Travel was shared with longtime canoeing partner Nate, each of us paddling solo canoes. Moving independently but within visual range allowed for both efficient travel and extended periods of quiet observation across the lake.

On the first evening, intermittent auroral movement became visible overhead — a slow shifting presence across an otherwise still sky that briefly reoriented the scale of the landscape around us.

The return route carried us west through the Pike chain before exiting onto Clearwater Lake, ending the trip with calm water, tired shoulders, and the familiar reluctance that accompanies leaving a place only partially understood.

John Lake lies within a web of smaller interior lakes that were historically part of seasonal travel and subsistence patterns for the Anishinaabe. Lakes like these—connected through short portages and narrow channels—provided reliable fishing grounds and quiet campsites during movement between larger waterways and inland hunting areas. The routes linking John Lake to surrounding waters follow natural contours in the terrain that would have been recognized and used long before modern maps, forming part of a lived geography shaped by generations traveling these forests by canoe.

⚠️ Quick Note on the Mountain Lion:

There are documented but unconfirmed reports of mountain lion sightings in Cook County and the greater Superior National Forest region, occasionally investigated by the Minnesota Department of Natural Resources. Most are transient individuals passing through rather than established populations.

Watap Cliffs - BORDER ROUTE TRAIL

JuNE 2025

Route: Clearwater Lake / Border Route Trail

Conditions: Variable early-summer conditions with broken cloud cover and intermittent blue sky throughout the day. Distant rain showers moved across adjacent lake basins, remaining largely offshore while contributing to shifting light across the cliffs. Light regional haze from Canadian wildfire smoke was present at elevation, subtly muting contrast along the horizon while allowing for dynamic cloud movement overhead.

Purpose of Journey: To document Watap Cliffs as part of the inaugural entry in the Along the Border Route Trail series — a developing effort to revisit and record significant overlooks and ecological features along the Border Route Trail through direct seasonal observation.

Field Notes: This hike brought Katrina and I back to Watap Cliffs via boat access from Clearwater Lake, followed by the short spur trail connecting Campsite #1 to the Border Route Trail. Positioned roughly sixteen miles west of the trail’s eastern terminus, the overlook rises above the international boundary — offering extended views across Watap Lake, Mountain Lake, and into the forested interior of Ontario.

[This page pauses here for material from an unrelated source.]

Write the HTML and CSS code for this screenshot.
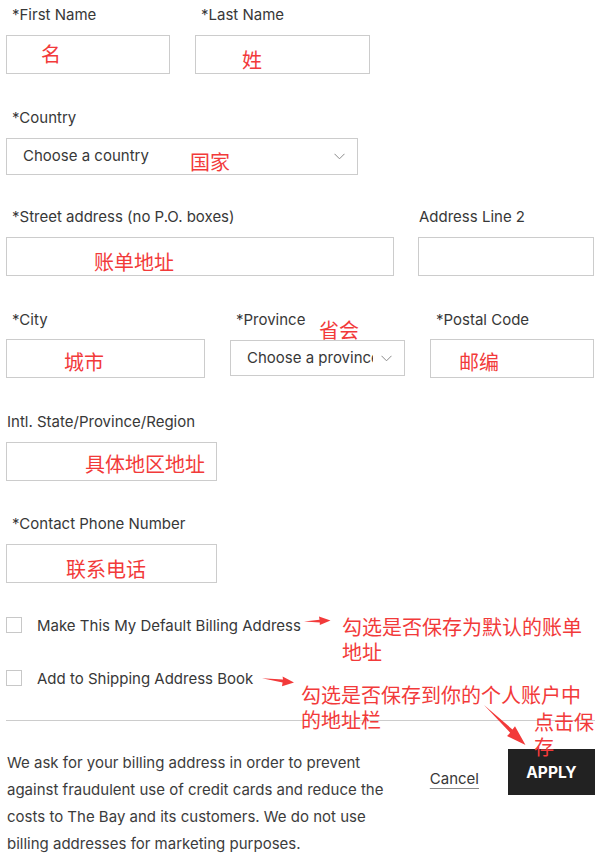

Cloud systems moved through the region throughout the day, with rain visible in the distance beyond the border lakes. A light presence of smoke from Canadian fires lingered at elevation, softening the far treeline while allowing breaks of blue sky to pass between cloud layers. The result was a shifting atmosphere across the basin — where light and shadow moved slowly over open water and exposed rock.

Having returned to this overlook multiple times across seasons, the vantage point continues to reveal subtle changes in tone and visibility — reinforcing the value of repeated visits to the same landscape under evolving environmental conditions.

The dramatic rise of the Watap Cliffs overlooks a section of the international border that has long been part of traditional Anishinaabe travel routes through the border lakes region. These elevated rock formations would have served as natural landmarks for canoe travelers moving between watersheds, helping guide seasonal travel across what is now known as the Granite River system. Prominent features like these were often embedded within oral knowledge of the land—points of reference remembered and passed down through generations navigating the interconnected lakes and portages of the northern forest.